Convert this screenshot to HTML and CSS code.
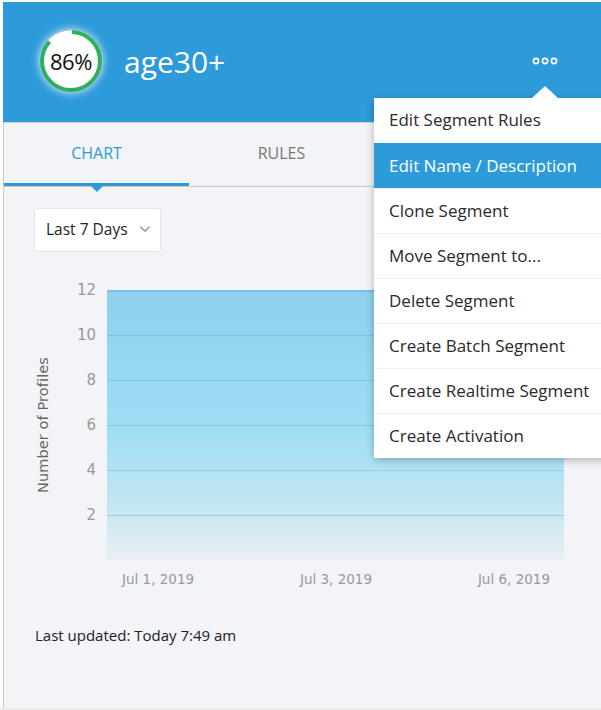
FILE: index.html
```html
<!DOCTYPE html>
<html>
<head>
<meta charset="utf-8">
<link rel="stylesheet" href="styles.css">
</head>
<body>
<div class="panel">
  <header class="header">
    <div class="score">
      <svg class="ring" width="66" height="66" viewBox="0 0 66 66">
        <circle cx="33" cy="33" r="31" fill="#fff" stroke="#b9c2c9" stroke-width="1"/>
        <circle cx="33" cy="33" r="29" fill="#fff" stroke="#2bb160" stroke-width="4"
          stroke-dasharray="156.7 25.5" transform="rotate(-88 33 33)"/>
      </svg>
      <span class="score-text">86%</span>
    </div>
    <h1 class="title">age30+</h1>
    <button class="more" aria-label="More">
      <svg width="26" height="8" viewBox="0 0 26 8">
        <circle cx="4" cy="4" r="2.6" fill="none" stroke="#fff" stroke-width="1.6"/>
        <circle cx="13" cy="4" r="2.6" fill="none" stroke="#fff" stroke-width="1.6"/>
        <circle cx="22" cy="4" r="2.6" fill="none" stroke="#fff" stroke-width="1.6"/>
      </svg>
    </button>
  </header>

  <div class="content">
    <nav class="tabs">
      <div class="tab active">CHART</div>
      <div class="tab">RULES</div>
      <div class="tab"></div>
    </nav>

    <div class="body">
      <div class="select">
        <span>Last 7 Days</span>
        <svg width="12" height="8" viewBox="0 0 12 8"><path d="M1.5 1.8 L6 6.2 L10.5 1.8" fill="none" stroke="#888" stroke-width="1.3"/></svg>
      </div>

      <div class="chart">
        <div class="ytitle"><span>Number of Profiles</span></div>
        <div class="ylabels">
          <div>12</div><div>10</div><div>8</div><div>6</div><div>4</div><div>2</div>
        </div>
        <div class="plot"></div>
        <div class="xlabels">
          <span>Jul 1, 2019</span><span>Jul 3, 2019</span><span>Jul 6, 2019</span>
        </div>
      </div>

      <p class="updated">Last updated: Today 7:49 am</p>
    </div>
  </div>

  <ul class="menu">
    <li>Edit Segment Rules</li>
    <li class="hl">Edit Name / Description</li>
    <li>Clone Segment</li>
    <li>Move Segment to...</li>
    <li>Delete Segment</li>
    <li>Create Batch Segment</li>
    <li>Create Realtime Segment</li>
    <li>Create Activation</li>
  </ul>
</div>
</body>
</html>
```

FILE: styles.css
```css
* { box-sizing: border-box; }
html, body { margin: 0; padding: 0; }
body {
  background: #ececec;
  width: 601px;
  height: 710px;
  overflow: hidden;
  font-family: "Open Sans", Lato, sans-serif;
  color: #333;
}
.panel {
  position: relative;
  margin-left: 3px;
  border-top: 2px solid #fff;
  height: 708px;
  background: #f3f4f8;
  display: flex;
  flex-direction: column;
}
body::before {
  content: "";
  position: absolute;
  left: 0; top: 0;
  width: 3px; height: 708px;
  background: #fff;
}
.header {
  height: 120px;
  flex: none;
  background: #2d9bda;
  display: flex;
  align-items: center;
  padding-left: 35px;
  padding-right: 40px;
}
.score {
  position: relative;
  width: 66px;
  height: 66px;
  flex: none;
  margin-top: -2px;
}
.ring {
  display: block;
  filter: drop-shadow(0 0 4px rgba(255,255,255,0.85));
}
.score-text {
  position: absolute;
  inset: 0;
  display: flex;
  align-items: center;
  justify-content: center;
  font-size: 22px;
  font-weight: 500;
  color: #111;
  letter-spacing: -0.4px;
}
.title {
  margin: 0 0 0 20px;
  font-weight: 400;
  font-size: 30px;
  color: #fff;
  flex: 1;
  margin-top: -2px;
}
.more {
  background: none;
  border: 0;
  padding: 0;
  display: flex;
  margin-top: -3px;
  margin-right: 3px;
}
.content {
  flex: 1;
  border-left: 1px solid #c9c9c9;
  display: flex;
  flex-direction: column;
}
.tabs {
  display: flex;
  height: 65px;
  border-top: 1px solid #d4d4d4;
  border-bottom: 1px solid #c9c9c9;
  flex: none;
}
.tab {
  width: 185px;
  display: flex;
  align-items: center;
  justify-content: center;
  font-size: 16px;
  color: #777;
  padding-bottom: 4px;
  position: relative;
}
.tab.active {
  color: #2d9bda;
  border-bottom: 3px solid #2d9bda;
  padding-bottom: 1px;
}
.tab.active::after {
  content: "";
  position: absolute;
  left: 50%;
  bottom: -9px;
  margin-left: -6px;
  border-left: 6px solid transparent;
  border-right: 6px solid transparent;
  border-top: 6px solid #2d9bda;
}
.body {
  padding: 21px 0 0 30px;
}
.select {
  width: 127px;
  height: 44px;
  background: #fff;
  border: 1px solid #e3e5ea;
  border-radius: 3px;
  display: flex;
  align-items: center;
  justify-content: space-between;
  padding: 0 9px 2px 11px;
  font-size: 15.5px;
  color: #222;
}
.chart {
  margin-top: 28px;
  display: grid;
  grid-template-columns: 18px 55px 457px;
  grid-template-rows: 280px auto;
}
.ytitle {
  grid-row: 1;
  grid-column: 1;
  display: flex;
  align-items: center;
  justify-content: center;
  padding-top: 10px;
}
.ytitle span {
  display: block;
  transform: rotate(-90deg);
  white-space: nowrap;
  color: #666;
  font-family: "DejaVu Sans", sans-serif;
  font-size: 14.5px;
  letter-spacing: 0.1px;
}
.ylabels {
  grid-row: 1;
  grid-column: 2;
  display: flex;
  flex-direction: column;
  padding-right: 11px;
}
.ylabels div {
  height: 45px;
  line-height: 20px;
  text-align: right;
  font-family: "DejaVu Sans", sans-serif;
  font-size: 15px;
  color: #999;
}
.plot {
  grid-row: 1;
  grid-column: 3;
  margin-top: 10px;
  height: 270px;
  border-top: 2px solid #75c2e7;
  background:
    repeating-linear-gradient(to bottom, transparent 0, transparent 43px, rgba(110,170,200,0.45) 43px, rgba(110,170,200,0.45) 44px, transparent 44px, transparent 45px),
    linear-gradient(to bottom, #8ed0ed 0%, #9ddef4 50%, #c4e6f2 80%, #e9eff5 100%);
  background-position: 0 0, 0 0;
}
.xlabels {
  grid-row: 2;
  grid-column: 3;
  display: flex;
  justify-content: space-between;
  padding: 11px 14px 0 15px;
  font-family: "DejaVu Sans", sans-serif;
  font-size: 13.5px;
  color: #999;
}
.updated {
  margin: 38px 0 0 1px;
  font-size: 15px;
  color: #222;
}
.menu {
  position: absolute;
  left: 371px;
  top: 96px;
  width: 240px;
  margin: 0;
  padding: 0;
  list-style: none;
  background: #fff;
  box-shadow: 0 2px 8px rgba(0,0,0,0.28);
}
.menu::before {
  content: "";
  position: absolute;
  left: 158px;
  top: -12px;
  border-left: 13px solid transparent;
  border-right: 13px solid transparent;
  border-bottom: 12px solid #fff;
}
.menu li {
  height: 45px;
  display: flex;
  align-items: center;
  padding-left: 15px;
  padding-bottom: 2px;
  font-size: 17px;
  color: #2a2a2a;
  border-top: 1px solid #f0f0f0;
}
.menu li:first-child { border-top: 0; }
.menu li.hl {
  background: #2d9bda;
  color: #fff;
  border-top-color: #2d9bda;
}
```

**THE REQUEST**
Transcribe each line above verbatim, with the pictures left out.

**THE OUTPUT**
Convert this screenshot to HTML and CSS code.
FILE: index.html
```html
<!DOCTYPE html>
<html>
<head>
<meta charset="utf-8">
<link rel="stylesheet" href="styles.css">
</head>
<body>
<div class="panel">
  <header class="header">
    <div class="score">
      <svg class="ring" width="66" height="66" viewBox="0 0 66 66">
        <circle cx="33" cy="33" r="31" fill="#fff" stroke="#b9c2c9" stroke-width="1"/>
        <circle cx="33" cy="33" r="29" fill="#fff" stroke="#2bb160" stroke-width="4"
          stroke-dasharray="156.7 25.5" transform="rotate(-88 33 33)"/>
      </svg>
      <span class="score-text">86%</span>
    </div>
    <h1 class="title">age30+</h1>
    <button class="more" aria-label="More">
      <svg width="26" height="8" viewBox="0 0 26 8">
        <circle cx="4" cy="4" r="2.6" fill="none" stroke="#fff" stroke-width="1.6"/>
        <circle cx="13" cy="4" r="2.6" fill="none" stroke="#fff" stroke-width="1.6"/>
        <circle cx="22" cy="4" r="2.6" fill="none" stroke="#fff" stroke-width="1.6"/>
      </svg>
    </button>
  </header>

  <div class="content">
    <nav class="tabs">
      <div class="tab active">CHART</div>
      <div class="tab">RULES</div>
      <div class="tab"></div>
    </nav>

    <div class="body">
      <div class="select">
        <span>Last 7 Days</span>
        <svg width="12" height="8" viewBox="0 0 12 8"><path d="M1.5 1.8 L6 6.2 L10.5 1.8" fill="none" stroke="#888" stroke-width="1.3"/></svg>
      </div>

      <div class="chart">
        <div class="ytitle"><span>Number of Profiles</span></div>
        <div class="ylabels">
          <div>12</div><div>10</div><div>8</div><div>6</div><div>4</div><div>2</div>
        </div>
        <div class="plot"></div>
        <div class="xlabels">
          <span>Jul 1, 2019</span><span>Jul 3, 2019</span><span>Jul 6, 2019</span>
        </div>
      </div>

      <p class="updated">Last updated: Today 7:49 am</p>
    </div>
  </div>

  <ul class="menu">
    <li>Edit Segment Rules</li>
    <li class="hl">Edit Name / Description</li>
    <li>Clone Segment</li>
    <li>Move Segment to...</li>
    <li>Delete Segment</li>
    <li>Create Batch Segment</li>
    <li>Create Realtime Segment</li>
    <li>Create Activation</li>
  </ul>
</div>
</body>
</html>
```

FILE: styles.css
```css
* { box-sizing: border-box; }
html, body { margin: 0; padding: 0; }
body {
  background: #ececec;
  width: 601px;
  height: 710px;
  overflow: hidden;
  font-family: "Open Sans", Lato, sans-serif;
  color: #333;
}
.panel {
  position: relative;
  margin-left: 3px;
  border-top: 2px solid #fff;
  height: 708px;
  background: #f3f4f8;
  display: flex;
  flex-direction: column;
}
body::before {
  content: "";
  position: absolute;
  left: 0; top: 0;
  width: 3px; height: 708px;
  background: #fff;
}
.header {
  height: 120px;
  flex: none;
  background: #2d9bda;
  display: flex;
  align-items: center;
  padding-left: 35px;
  padding-right: 40px;
}
.score {
  position: relative;
  width: 66px;
  height: 66px;
  flex: none;
  margin-top: -2px;
}
.ring {
  display: block;
  filter: drop-shadow(0 0 4px rgba(255,255,255,0.85));
}
.score-text {
  position: absolute;
  inset: 0;
  display: flex;
  align-items: center;
  justify-content: center;
  font-size: 22px;
  font-weight: 500;
  color: #111;
  letter-spacing: -0.4px;
}
.title {
  margin: 0 0 0 20px;
  font-weight: 400;
  font-size: 30px;
  color: #fff;
  flex: 1;
  margin-top: -2px;
}
.more {
  background: none;
  border: 0;
  padding: 0;
  display: flex;
  margin-top: -3px;
  margin-right: 3px;
}
.content {
  flex: 1;
  border-left: 1px solid #c9c9c9;
  display: flex;
  flex-direction: column;
}
.tabs {
  display: flex;
  height: 65px;
  border-top: 1px solid #d4d4d4;
  border-bottom: 1px solid #c9c9c9;
  flex: none;
}
.tab {
  width: 185px;
  display: flex;
  align-items: center;
  justify-content: center;
  font-size: 16px;
  color: #777;
  padding-bottom: 4px;
  position: relative;
}
.tab.active {
  color: #2d9bda;
  border-bottom: 3px solid #2d9bda;
  padding-bottom: 1px;
}
.tab.active::after {
  content: "";
  position: absolute;
  left: 50%;
  bottom: -9px;
  margin-left: -6px;
  border-left: 6px solid transparent;
  border-right: 6px solid transparent;
  border-top: 6px solid #2d9bda;
}
.body {
  padding: 21px 0 0 30px;
}
.select {
  width: 127px;
  height: 44px;
  background: #fff;
  border: 1px solid #e3e5ea;
  border-radius: 3px;
  display: flex;
  align-items: center;
  justify-content: space-between;
  padding: 0 9px 2px 11px;
  font-size: 15.5px;
  color: #222;
}
.chart {
  margin-top: 28px;
  display: grid;
  grid-template-columns: 18px 55px 457px;
  grid-template-rows: 280px auto;
}
.ytitle {
  grid-row: 1;
  grid-column: 1;
  display: flex;
  align-items: center;
  justify-content: center;
  padding-top: 10px;
}
.ytitle span {
  display: block;
  transform: rotate(-90deg);
  white-space: nowrap;
  color: #666;
  font-family: "DejaVu Sans", sans-serif;
  font-size: 14.5px;
  letter-spacing: 0.1px;
}
.ylabels {
  grid-row: 1;
  grid-column: 2;
  display: flex;
  flex-direction: column;
  padding-right: 11px;
}
.ylabels div {
  height: 45px;
  line-height: 20px;
  text-align: right;
  font-family: "DejaVu Sans", sans-serif;
  font-size: 15px;
  color: #999;
}
.plot {
  grid-row: 1;
  grid-column: 3;
  margin-top: 10px;
  height: 270px;
  border-top: 2px solid #75c2e7;
  background:
    repeating-linear-gradient(to bottom, transparent 0, transparent 43px, rgba(110,170,200,0.45) 43px, rgba(110,170,200,0.45) 44px, transparent 44px, transparent 45px),
    linear-gradient(to bottom, #8ed0ed 0%, #9ddef4 50%, #c4e6f2 80%, #e9eff5 100%);
  background-position: 0 0, 0 0;
}
.xlabels {
  grid-row: 2;
  grid-column: 3;
  display: flex;
  justify-content: space-between;
  padding: 11px 14px 0 15px;
  font-family: "DejaVu Sans", sans-serif;
  font-size: 13.5px;
  color: #999;
}
.updated {
  margin: 38px 0 0 1px;
  font-size: 15px;
  color: #222;
}
.menu {
  position: absolute;
  left: 371px;
  top: 96px;
  width: 240px;
  margin: 0;
  padding: 0;
  list-style: none;
  background: #fff;
  box-shadow: 0 2px 8px rgba(0,0,0,0.28);
}
.menu::before {
  content: "";
  position: absolute;
  left: 158px;
  top: -12px;
  border-left: 13px solid transparent;
  border-right: 13px solid transparent;
  border-bottom: 12px solid #fff;
}
.menu li {
  height: 45px;
  display: flex;
  align-items: center;
  padding-left: 15px;
  padding-bottom: 2px;
  font-size: 17px;
  color: #2a2a2a;
  border-top: 1px solid #f0f0f0;
}
.menu li:first-child { border-top: 0; }
.menu li.hl {
  background: #2d9bda;
  color: #fff;
  border-top-color: #2d9bda;
}
```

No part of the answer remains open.